When you're tired of studying and ready to take a break, you may feel like watching TV or scrolling through social media sites to kick back and give your brain a rest. Instead, consider going outside or heading over to the gym and getting some exercise. You can still take a break from studying this way, but getting your blood pumping can help you return to your work more energized, and can even help stimulate your brain.
You may even want to fit in a little exercise shortly before your exam to help energize your mind and calm anxiety. Even a walk across campus can help. Exercise doesn't just help your concentration in the short term. Maintaining an active lifestyle, especially in terms of cardiovascular health, links to better cognition for young adults overall. Therefore, it's smart to prioritize regular exercise in college.

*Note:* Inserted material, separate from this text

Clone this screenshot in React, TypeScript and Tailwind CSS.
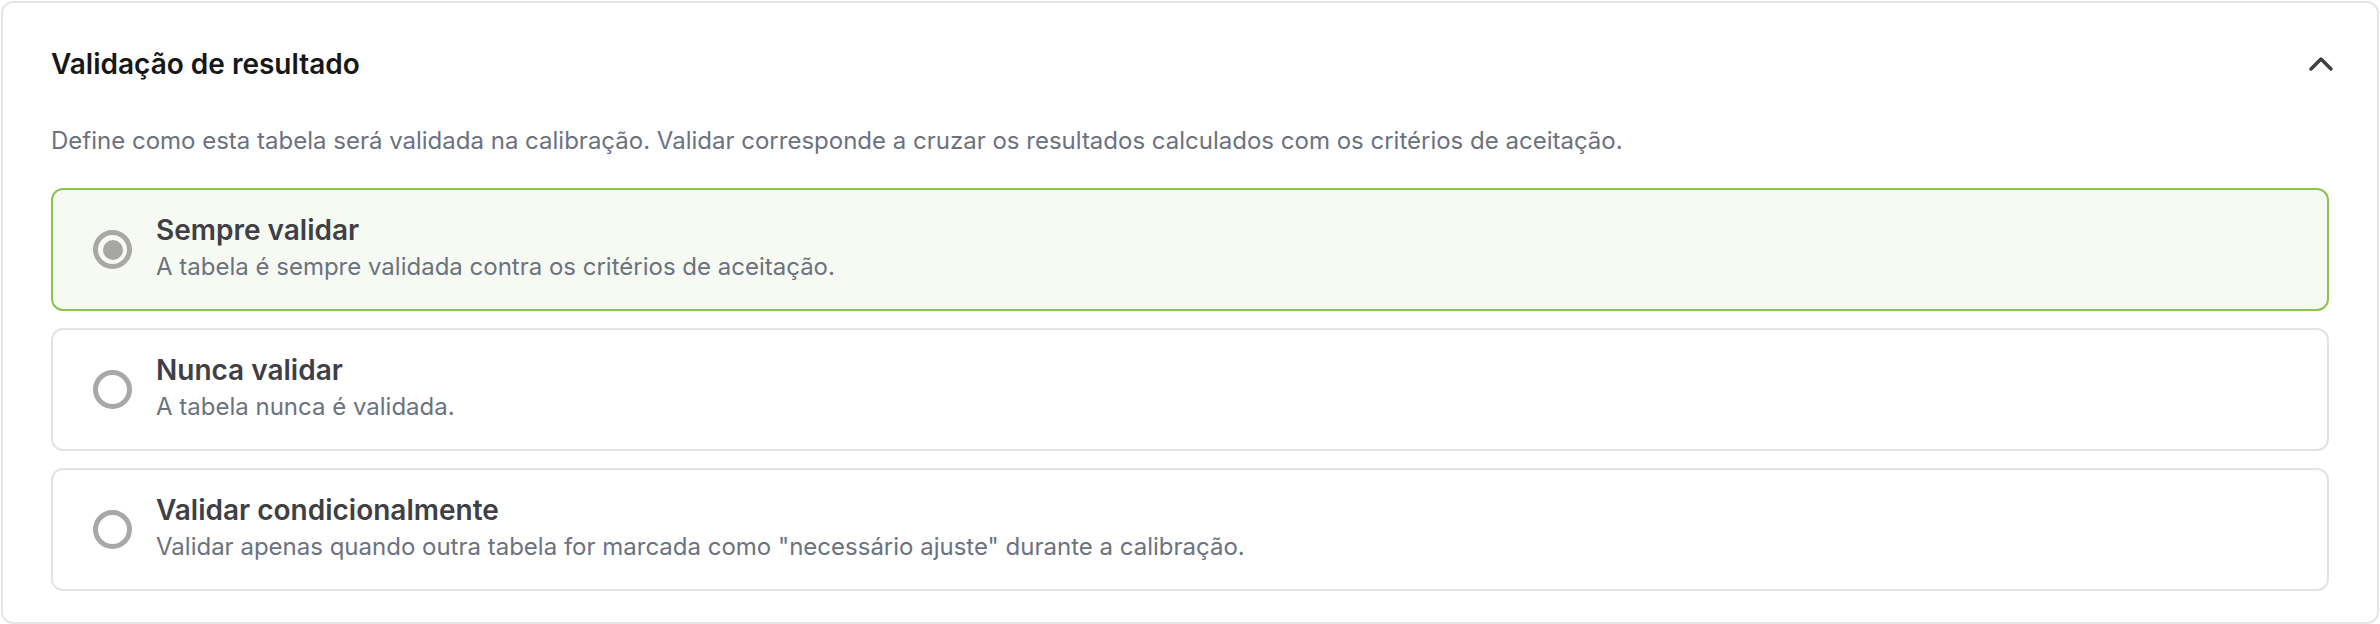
import { useState } from "react";

type Option = {
    id: string;
    title: string;
    description: string;
};

const options: Option[] = [
    {
        id: "always",
        title: "Sempre validar",
        description: "A tabela é sempre validada contra os critérios de aceitação.",
    },
    {
        id: "never",
        title: "Nunca validar",
        description: "A tabela nunca é validada.",
    },
    {
        id: "conditional",
        title: "Validar condicionalmente",
        description:
            'Validar apenas quando outra tabela for marcada como "necessário ajuste" durante a calibração.',
    },
];

const Radio = ({ checked }: { checked: boolean }): JSX.Element => (
    <span className="flex items-center justify-center shrink-0 w-[39px] h-[39px] rounded-full border-[5px] border-[#a8a8a6]">
        {checked && <span className="w-[20px] h-[20px] rounded-full bg-[#a6a6a2]" />}
    </span>
);

const OptionCard = ({
    option,
    checked,
    onSelect,
}: {
    option: Option;
    checked: boolean;
    onSelect: () => void;
}): JSX.Element => {
    return (
        <button
            type="button"
            onClick={onSelect}
            className={
                checked
                    ? "flex items-center gap-6 w-full pl-[40px] pr-6 py-[22px] text-left rounded-[12px] border-2 border-[#8cc451] bg-[#f7faf3]"
                    : "flex items-center gap-6 w-full pl-[40px] pr-6 py-[22px] text-left rounded-[12px] border-2 border-[#e3e3e3] bg-white"
            }
        >
            <Radio checked={checked} />
            <div className="flex flex-col gap-[3px] pb-[4px]">
                <p className="text-[28px] leading-[36px] font-semibold text-[#3f3f46]">{option.title}</p>
                <p className="text-[24px] leading-[32px] text-[#6b7280]">{option.description}</p>
            </div>
        </button>
    );
};

const App = (): JSX.Element => {
    const [selected, setSelected] = useState("always");

    return (
        <div className="bg-white pl-px pt-px w-[2380px] h-[624px] font-['Inter','Noto_Sans',sans-serif]">
            <section className="w-[2378px] h-[623px] rounded-[12px] border-2 border-[#e6e6e6] bg-white px-[48px] pt-[43px]">
                <div className="flex items-center justify-between">
                    <h2 className="text-[28px] leading-[36px] font-semibold text-[#171717]">
                        Validação de resultado
                    </h2>
                    <svg
                        width="26"
                        height="16"
                        viewBox="0 0 26 16"
                        fill="none"
                        stroke="#404040"
                        strokeWidth="3.5"
                        strokeLinecap="round"
                        strokeLinejoin="round"
                        className="-mr-[5px]"
                    >
                        <polyline points="3,13 13,3 23,13" />
                    </svg>
                </div>
                <p className="mt-[43px] text-[24px] leading-[32px] text-[#6b7280]">
                    Define como esta tabela será validada na calibração. Validar corresponde a cruzar os resultados
                    calculados com os critérios de aceitação.
                </p>
                <div className="mt-[31px] flex flex-col gap-[17px]">
                    {options.map((option) => (
                        <OptionCard
                            key={option.id}
                            option={option}
                            checked={selected === option.id}
                            onSelect={() => setSelected(option.id)}
                        />
                    ))}
                </div>
            </section>
        </div>
    );
};

export default App;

You're probably used to your parents urging you to get plenty of sleep during finals week, but perhaps you don't take this advice seriously. After all, you have too much to get done to lose eight hours out of every 24 on sleep. The reality is that you should prioritize getting a full night's sleep each night, even if it means less time for studying.
This advice isn't only for finals week. If you're concerned about your test performance, research shows getting enough sleep after studying will help you remember and consolidate that information more effectively. This research also demonstrates it's better to start studying early so you can process information more gradually, with sleep between study sessions, rather than cramming the night before the big test.
Finally, you want to do your best to keep a positive attitude leading up to and during finals week. Every college student knows finals can be a stressful time. It's only natural to feel the pressure to do well, but for many students, this can turn into crippling anxiety. Feeling anxious over your exams will likely only hurt your performance and can make finals a negative experience, no matter what grades you end up receiving.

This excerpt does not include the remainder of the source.